I'm thinking of seeing my GI doctor again because I'm having this problem. For some reason my stool will have a tip of it that is rock solid all day long and cause severe cramps and pain, but then the rest of it comes out soft, then after that bowel movement comes out, I'll have to force a ton of thin stools out. Does anyone know why this is happening? I've tried googling the symptom and found next to nothing. If I take fiber the whole thing turns into severe constipation.


----------



## Kathleen M. (Nov 16, 1999)

That is pretty common for IBS.The stool at the start just had a bit longer to get dried out and harder. Sometimes the softer, looser stool is the bodies way of trying to get the harder dry stool out.You might see if a stool softener or small dose of osmotic laxative will hold enough water in the stool so the oldest part of the stool can't get too dried out. Sometimes that will stop the alternating between a little too hard and a little too soft thing.


----------



## oregongirl (Jul 24, 2009)

This used to happen to me all the time. I started drinking small doses of Miralax all day (with the suggestions of people on this site







) and it makes my stool soft all the way through. I usually put a tiny bit in my coffee in the morning. If I am drinking it per cup about a 1/4 or 1/8 of a dosage in each cup or if I have my "to go" cup that I take to work I will put a full or half dose in that. I do that with all my drinks throughout the day even water. I am big on stainless steal water bottles so it is easy to fill it up with any beverage and put a full dose in and sip on it all day long.
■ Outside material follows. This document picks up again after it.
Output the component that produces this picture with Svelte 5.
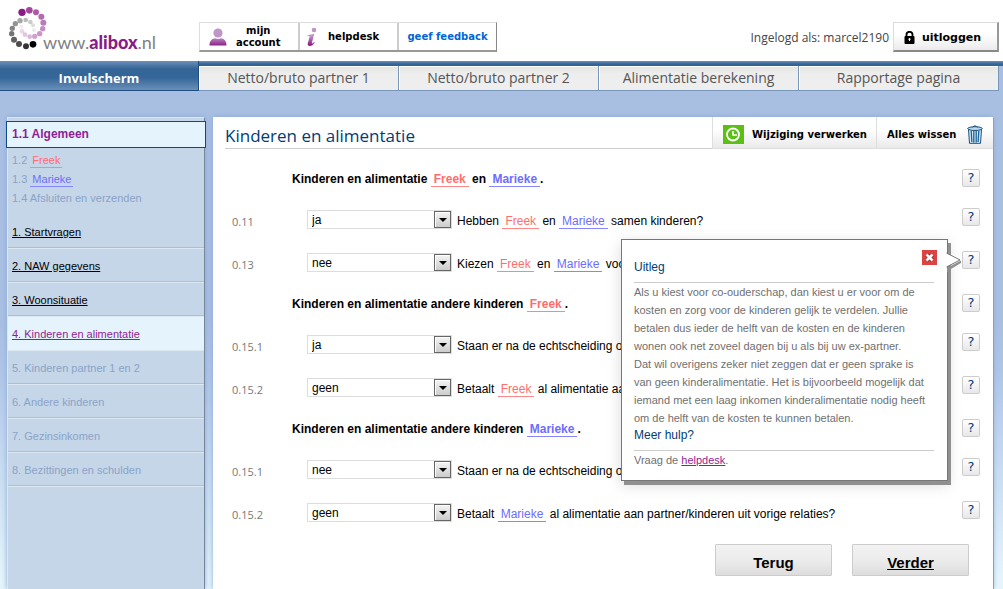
<script>
  const tabs = ['Netto/bruto partner 1', 'Netto/bruto partner 2', 'Alimentatie berekening', 'Rapportage pagina'];

  const steps = [
    { label: '1. Startvragen', state: 'done' },
    { label: '2. NAW gegevens', state: 'done' },
    { label: '3. Woonsituatie', state: 'done' },
    { label: '4. Kinderen en alimentatie', state: 'current' },
    { label: '5. Kinderen partner 1 en 2', state: 'locked' },
    { label: '6. Andere kinderen', state: 'locked' },
    { label: '7. Gezinsinkomen', state: 'locked' },
    { label: '8. Bezittingen en schulden', state: 'locked' }
  ];

  const answers = ['ja', 'nee', 'geen'];

  // Text parts written as {Name} are drawn as partner tags.
  const sections = [
    {
      title: ['Kinderen en alimentatie ', '{Freek}', ' en ', '{Marieke}', '.'],
      questions: [
        { nr: '0.11', value: 'ja', text: ['Hebben ', '{Freek}', ' en ', '{Marieke}', ' samen kinderen?'] },
        { nr: '0.13', value: 'nee', text: ['Kiezen ', '{Freek}', ' en ', '{Marieke}', ' voor co-ouderschap?'], open: true }
      ]
    },
    {
      title: ['Kinderen en alimentatie andere kinderen ', '{Freek}', '.'],
      questions: [
        { nr: '0.15.1', value: 'ja', text: ['Staan er na de echtscheiding op uw adres kinderen ingeschreven?'] },
        { nr: '0.15.2', value: 'geen', text: ['Betaalt ', '{Freek}', ' al alimentatie aan partner/kinderen uit vorige relaties?'] }
      ]
    },
    {
      title: ['Kinderen en alimentatie andere kinderen ', '{Marieke}', '.'],
      questions: [
        { nr: '0.15.1', value: 'nee', text: ['Staan er na de echtscheiding op uw adres kinderen ingeschreven?'] },
        { nr: '0.15.2', value: 'geen', text: ['Betaalt ', '{Marieke}', ' al alimentatie aan partner/kinderen uit vorige relaties?'] }
      ]
    }
  ];

  let showHelp = $state(true);

  const purpleDots = [
    [66, 37, 11, 1], [88, 31, 10, 0.8], [108, 37, 9, 0.72], [124, 50, 9, 0.65], [130, 68, 9, 0.58],
    [128, 86, 8, 0.5], [119, 101, 8, 0.45], [104, 109, 8, 0.4], [89, 110, 7, 0.32], [75, 104, 7, 0.25],
    [66, 94, 7, 0.18], [64, 80, 6, 0.1]
  ];
  const greyDots = [
    [99, 133, 10, 1], [78, 139, 9, 0.8], [57, 132, 9, 0.7], [42, 119, 9, 0.62], [35, 101, 8, 0.55],
    [37, 85, 8, 0.48], [46, 71, 8, 0.42], [60, 62, 8, 0.35], [77, 60, 7, 0.27], [91, 66, 7, 0.2],
    [99, 76, 6, 0.14], [102, 90, 6, 0.08]
  ];
</script>

{#snippet rich(parts)}
  {#each parts as part}{#if part.startsWith('{')}<span class="tag {part.slice(1, -1).toLowerCase()}">{part.slice(1, -1)}</span>{:else}{part}{/if}{/each}
{/snippet}

<div class="page">
  <header class="top">
    <a class="logo" href="#home">
      <svg viewBox="24 18 120 132" width="40" height="44" aria-hidden="true">
        {#each purpleDots as [x, y, r, o]}<circle cx={x} cy={y} {r} fill="#8a1a86" opacity={o} />{/each}
        {#each greyDots as [x, y, r, o]}<circle cx={x} cy={y} {r} fill="#000" opacity={o} />{/each}
      </svg>
      <span class="site">www.<b>alibox</b>.nl</span>
    </a>
    <div class="links">
      <a class="account" href="#account">
        <svg viewBox="0 0 18 18" width="18" height="18" aria-hidden="true">
          <defs>
            <linearGradient id="violet" x1="0" y1="0" x2="0" y2="18" gradientUnits="userSpaceOnUse">
              <stop offset="0.5" stop-color="#bf96c6" /><stop offset="1" stop-color="#8a1a86" />
            </linearGradient>
          </defs>
          <circle cx="9" cy="5" r="4.6" fill="url(#violet)" />
          <path d="M0.5 17.5C0.5 12.5 3 10.6 6 10.2Q9 11.8 12 10.2C15 10.6 17.5 12.5 17.5 17.5Z" fill="url(#violet)" />
        </svg>
        <span>mijn<br />account</span>
      </a>
      <a class="help-desk" href="#helpdesk">
        <svg viewBox="0 0 12 20" width="12" height="20" aria-hidden="true">
          <circle cx="8" cy="3" r="2.3" fill="#bf96c6" />
          <path d="M1.5 8.2L8.3 6.8L5.8 16.2C5.7 17 6.6 16.6 8.1 14.9L8.8 15.4C7.2 17.8 5.5 18.9 3.6 18.9C1.9 18.9 1.4 17.8 1.8 16.3L3.6 9.8C3.8 9 3.3 8.8 1.4 8.9Z" fill="url(#violet)" />
        </svg>
        <span>helpdesk</span>
      </a>
      <a class="feedback" href="#feedback">geef feedback</a>
    </div>
    <span class="user">Ingelogd als: marcel2190</span>
    <button class="logout" type="button">
      <svg viewBox="0 0 11 13" width="11" height="13" aria-hidden="true">
        <path d="M2.5 6V3.8A3 3 0 0 1 8.5 3.8V6" fill="none" stroke="#000" stroke-width="1.8" />
        <rect x="0.5" y="5" width="10" height="8" rx="1" />
        <path d="M5.5 7v3M4.3 8.2h2.4" stroke="#fff" stroke-width="1" />
      </svg>
      uitloggen
    </button>
  </header>

  <nav class="tabs">
    <a class="active" href="#invul">Invulscherm</a>
    {#each tabs as tab}<a href="#tab">{tab}</a>{/each}
  </nav>

  <div class="body">
    <aside>
      <a class="general" href="#algemeen">1.1 Algemeen</a>
      <ul class="sub">
        <li>1.2 <span class="tag freek">Freek</span></li>
        <li>1.3 <span class="tag marieke">Marieke</span></li>
        <li>1.4 Afsluiten en verzenden</li>
      </ul>
      <ul class="steps">
        {#each steps as step}
          <li class={step.state}>
            {#if step.state === 'locked'}{step.label}{:else}<a href="#stap">{step.label}</a>{/if}
          </li>
        {/each}
      </ul>
    </aside>

    <main>
      <div class="head">
        <h1>Kinderen en alimentatie</h1>
        <button class="process" type="button">
          <svg viewBox="0 0 21 19" width="21" height="19" aria-hidden="true">
            <rect width="21" height="19" fill="#5bbf14" />
            <circle cx="10" cy="9.5" r="6" fill="none" stroke="#fff" stroke-width="1.8" />
            <path d="M10 6v4h4" fill="none" stroke="#fff" stroke-width="1.6" />
          </svg>
          Wijziging verwerken
        </button>
        <button class="clear" type="button">
          Alles wissen
          <svg viewBox="0 0 16 19" width="16" height="19" aria-hidden="true">
            <path d="M1.5 4.5L2.5 18.3H13.5L14.5 4.5Z" fill="#d9eaf6" stroke="#174f7d" />
            <path d="M4.2 6L4.9 17M6.8 6V17.5M9.2 6V17.5M11.8 6L11.1 17" stroke="#1c6299" stroke-width="1.3" />
            <ellipse cx="8" cy="3.6" rx="7.3" ry="1.9" fill="#b9d6ea" stroke="#174f7d" />
            <path d="M5.5 2.5Q8 -0.8 10.5 2.5" fill="none" stroke="#174f7d" />
          </svg>
        </button>
      </div>

      <form onsubmit={(e) => e.preventDefault()}>
        {#each sections as section, s}
          <div class="row title">
            <h2>{@render rich(section.title)}</h2>
            <div class="hint"><button type="button" aria-label="Uitleg">?</button></div>
          </div>
          {#each section.questions as q, i}
            <div class="row">
              <span class="nr">{q.nr}</span>
              <span class="pick">
                <select id="q{s}{i}" value={q.value}>
                  {#each answers as answer}<option>{answer}</option>{/each}
                </select>
              </span>
              <label for="q{s}{i}">{@render rich(q.text)}</label>
              <div class="hint">
                <button type="button" aria-label="Uitleg" onclick={() => q.open && (showHelp = !showHelp)}>?</button>
                {#if q.open && showHelp}
                  <section class="popup">
                    <svg class="pointer" viewBox="0 0 16 20" width="16" height="20" aria-hidden="true">
                      <path d="M1 16L15 8.5V11L4 17.5V20H1Z" fill="#909090" />
                      <path d="M0 1L14 8L0 15Z" fill="#fff" />
                      <path d="M0.5 1L14 8L0.5 15" fill="none" stroke="#777" />
                    </svg>
                    <button class="close" type="button" aria-label="Sluiten" onclick={() => (showHelp = false)}>
                      <svg viewBox="0 0 15 15" width="15" height="15" aria-hidden="true">
                        <path d="M4.5 4.5L10.5 10.5M10.5 4.5L4.5 10.5" stroke="#a02524" stroke-width="4.2" />
                        <path d="M4.5 4.5L10.5 10.5M10.5 4.5L4.5 10.5" stroke="#fff" stroke-width="2.6" />
                      </svg>
                    </button>
                    <h3>Uitleg</h3>
                    <p>
                      Als u kiest voor co-ouderschap, dan kiest u er voor om de kosten en zorg voor de kinderen
                      gelijk te verdelen. Jullie betalen dus ieder de helft van de kosten en de kinderen wonen ook
                      net zoveel dagen bij u als bij uw ex-partner.<br />Dat wil overigens zeker niet zeggen dat er
                      geen sprake is van geen kinderalimentatie. Het is bijvoorbeeld mogelijk dat iemand met een
                      laag inkomen kinderalimentatie nodig heeft om de helft van de kosten te kunnen betalen.
                    </p>
                    <h3 class="more">Meer hulp?</h3>
                    <p>Vraag de <a href="#helpdesk">helpdesk</a>.</p>
                  </section>
                {/if}
              </div>
            </div>
          {/each}
        {/each}
        <div class="buttons">
          <button type="button">Terug</button>
          <button type="submit" class="next">Verder</button>
        </div>
      </form>
    </main>
  </div>
</div>

<style>
  :global(body) {
    margin: 0;
    background: #fff;
    font-family: "Liberation Sans", Arial, sans-serif;
    font-size: 12px;
  }
  *, *::before, *::after { box-sizing: border-box; }
  ul, h1, h2, h3, p { margin: 0; padding: 0; list-style: none; }
  button { font: inherit; color: #000; cursor: pointer; }
  svg { flex: none; display: block; }

  .page {
    min-height: 100vh;
    display: flex;
    flex-direction: column;
    background: linear-gradient(#a8bfe2 320px, #aec5e8 370px, #e4f5fc 580px);
  }

  .top {
    display: flex;
    align-items: flex-start;
    height: 61px;
    padding: 0 4px 0 8px;
    background: #fff;
  }
  .logo {
    display: flex;
    width: 191px;
    padding-top: 6px;
    color: #808080;
    text-decoration: none;
  }
  .site {
    margin: 24px 0 0 -5px;
    font: 18px/24px Lato, "Liberation Sans", sans-serif;
  }
  .site b { color: #8a1a86; font-weight: 900; }
  .links {
    display: flex;
    height: 30px;
    margin-top: 22px;
    border: 1px solid #ddd;
    border-right-color: #888;
    border-bottom: 2px solid #999;
  }
  .links a {
    display: flex;
    align-items: center;
    width: 99px;
    font: bold 10px/12px "DejaVu Sans", Verdana, sans-serif;
    color: #000;
    text-decoration: none;
    text-align: center;
  }
  .links a + a { border-left: 2px solid #ccc; }
  .links .account { width: 98px; padding-left: 9px; gap: 9px; }
  .help-desk { padding-left: 6px; gap: 10px; }
  .links .feedback { color: #0066d6; justify-content: center; }
  .user {
    margin: 30px 4px 0 auto;
    font: 12px/16px "Open Sans", sans-serif;
    color: #444;
  }
  .logout {
    display: flex;
    align-items: center;
    justify-content: center;
    gap: 7px;
    width: 106px;
    height: 30px;
    margin-top: 22px;
    padding: 2px 6px 0 0;
    border: 1px solid #ddd;
    border-right: 2px solid #999;
    border-bottom: 2px solid #888;
    background: linear-gradient(#fff 40%, #ebebeb);
    font: bold 11px/16px "DejaVu Sans", Verdana, sans-serif;
  }

  .tabs {
    display: flex;
    height: 31px;
    padding: 5px 4px 0 0;
    background: linear-gradient(#6d90bb, #336496 3px, #336496 5px, transparent 5px);
  }
  .tabs a {
    flex: 1;
    height: 25px;
    border: solid #7897ba;
    border-width: 0 1px 1px 0;
    background: linear-gradient(#e4e4e2, #eee 8px);
    color: #555;
    font: 14px/24px "Open Sans", sans-serif;
    text-align: center;
    text-decoration: none;
    box-shadow: inset 1px 1px #fff;
  }
  .tabs .active {
    flex: none;
    width: 199px;
    height: 30px;
    margin-top: -5px;
    border-color: #1f4f80;
    background: linear-gradient(#6d90bb, #336496 8px, #36679a 17px, #6b8fb8);
    color: #fff;
    font-size: 13px;
    font-weight: 700;
    line-height: 34px;
    box-shadow: none;
  }

  .body {
    flex: 1;
    display: flex;
    padding: 25px 10px 0 7px;
  }
  aside {
    flex: none;
    width: 198px;
    margin-right: 8px;
    padding-top: 3px;
    border-top: 1px solid #dbe7f2;
    border-left: 1px solid #dbe7f2;
    border-right: 1px solid #75859b;
    background: #c5d6e8;
    box-shadow: 0 0 5px #8ca8d4;
    font-size: 11px;
    color: #8ba3c7;
  }
  .general {
    display: block;
    margin: 0 -2px 3px;
    padding-left: 5px;
    border: 1px solid #0f4a84;
    background: #e5f4fc;
    color: #901e92;
    font-weight: bold;
    font-size: 12px;
    line-height: 25px;
    text-decoration: none;
  }
  .sub { padding: 0 4px 7px; line-height: 19px; }
  .steps li {
    height: 34px;
    padding: 0 4px;
    border-bottom: 1px solid #dce8f2;
    box-shadow: inset 0 -1px #a8bfe0;
    line-height: 34px;
  }
  .steps a { color: #000; }
  .steps .current { background: #e5f4fc; box-shadow: none; }
  .steps .current a { color: #901e92; }

  .tag { padding: 0 3px; border-bottom: 1px solid; }
  .freek { color: #ff6d6d; border-color: #ff8686; }
  .marieke { color: #6d6dff; border-color: #8686ff; }
  .sub .tag { padding: 0 2px 1px; }

  main {
    flex: 1;
    min-width: 0;
    background: #fff;
    box-shadow: 1px 1px #8f9fc0, 0 0 5px #8ca8d4;
  }
  .head { display: flex; height: 32px; margin-left: 12px; }
  h1 {
    flex: 1;
    border-bottom: 1px solid #ccc;
    font: 17px/37px "Open Sans", sans-serif;
    color: #003c78;
  }
  .head button {
    display: flex;
    align-items: center;
    padding: 4px 10px 0;
    border: solid #ddd;
    border-width: 0 0 1px 1px;
    background: linear-gradient(#fff 40%, #eaeaea);
    font: bold 10px/14px "DejaVu Sans", Verdana, sans-serif;
    white-space: nowrap;
  }
  .head .process { gap: 8px; width: 164px; }
  .head .clear { justify-content: space-between; width: 117px; }

  form { padding: 20px 13px 12px 19px; }
  .row { display: flex; align-items: flex-start; height: 43px; }
  .row.title { height: 39px; padding-left: 60px; }
  h2 { flex: 1; font-size: 12px; line-height: 20px; }
  .nr {
    width: 75px;
    padding-top: 5px;
    font: 11px/18px "Open Sans", sans-serif;
    color: #777;
  }
  .pick { position: relative; width: 145px; padding-top: 2px; }
  .pick::before, .pick::after { content: ""; position: absolute; pointer-events: none; }
  .pick::before {
    top: 3px;
    right: 1px;
    width: 17px;
    height: 17px;
    border: 1px solid #666;
    background: linear-gradient(#f4f4f4, #ccc);
    box-shadow: inset 1px 1px #fff;
  }
  .pick::after {
    top: 10px;
    right: 5px;
    border: solid transparent;
    border-width: 4px 4px 0;
    border-top-color: #000;
  }
  select {
    display: block;
    width: 100%;
    height: 19px;
    padding: 0 4px;
    border: 1px solid #ddd;
    border-radius: 0;
    appearance: none;
    background: #fff;
    font: inherit;
    color: #000;
  }
  label { flex: 1; min-width: 0; padding: 4px 0 0 5px; line-height: 18px; white-space: nowrap; }
  .hint { position: relative; }
  .hint > button {
    display: block;
    width: 18px;
    height: 18px;
    padding: 0;
    border: 1px solid #ccc;
    border-radius: 2px;
    background: linear-gradient(#fff, #e8e8e8);
    color: #003c78;
    font: 13px/16px "DejaVu Sans", Verdana, sans-serif;
  }

  .popup {
    position: absolute;
    top: -12px;
    right: 32px;
    z-index: 1;
    width: 327px;
    padding: 18px 13px 11px 12px;
    border: 1px solid #777;
    background: #fff;
    box-shadow: 3px 4px #909090, 0 4px 14px rgba(0, 0, 0, 0.15);
  }
  .pointer { position: absolute; top: 12px; right: -15px; }
  .close {
    position: absolute;
    top: 10px;
    right: 10px;
    padding: 0;
    border: 0;
    background: #dc4443;
  }
  h3 {
    padding-bottom: 6px;
    border-bottom: 1px solid #ccc;
    font-size: 12px;
    font-weight: normal;
    line-height: 18px;
    color: #003c78;
  }
  .more { padding-bottom: 7px; line-height: 16px; }
  .popup p { font-size: 11px; line-height: 18px; color: #707070; }
  .popup a { color: #901e92; }

  .buttons { display: flex; justify-content: flex-end; gap: 20px; padding-right: 11px; }
  .buttons button {
    width: 117px;
    height: 32px;
    padding: 4px 0 0;
    border: 1px solid #ccc;
    border-radius: 1px;
    background: linear-gradient(#f2f2f2, #ececec 50%, #ddd);
    font-weight: bold;
    font-size: 15px;
  }
  .buttons .next { text-decoration: underline; }
</style>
I try to make sure that I dont take more than 2 doses a day and I make sure that I take a few good drinks 30-60 minutes after eating.I also take Amatiza at night to help the now soft stool start moving. Hope that helps. I am on week 3 of doing things this way and so far so good. I don't feel completely cleaned out but I also don't experience that much pain.


----------



## sufferin (Aug 12, 2009)

I have a similar problem where everyday, my first several bowel movements were hard or solid, then the rest were soft and loose. I always wonder why.Is it that the soft stools are older ones that have been stored in the body longer?To clarify, I would have about 4-6 bowel movements every day in the morning.I've been taking psyllium, so most of my movements are pretty solid, but I still need about 4 movements daily.


----------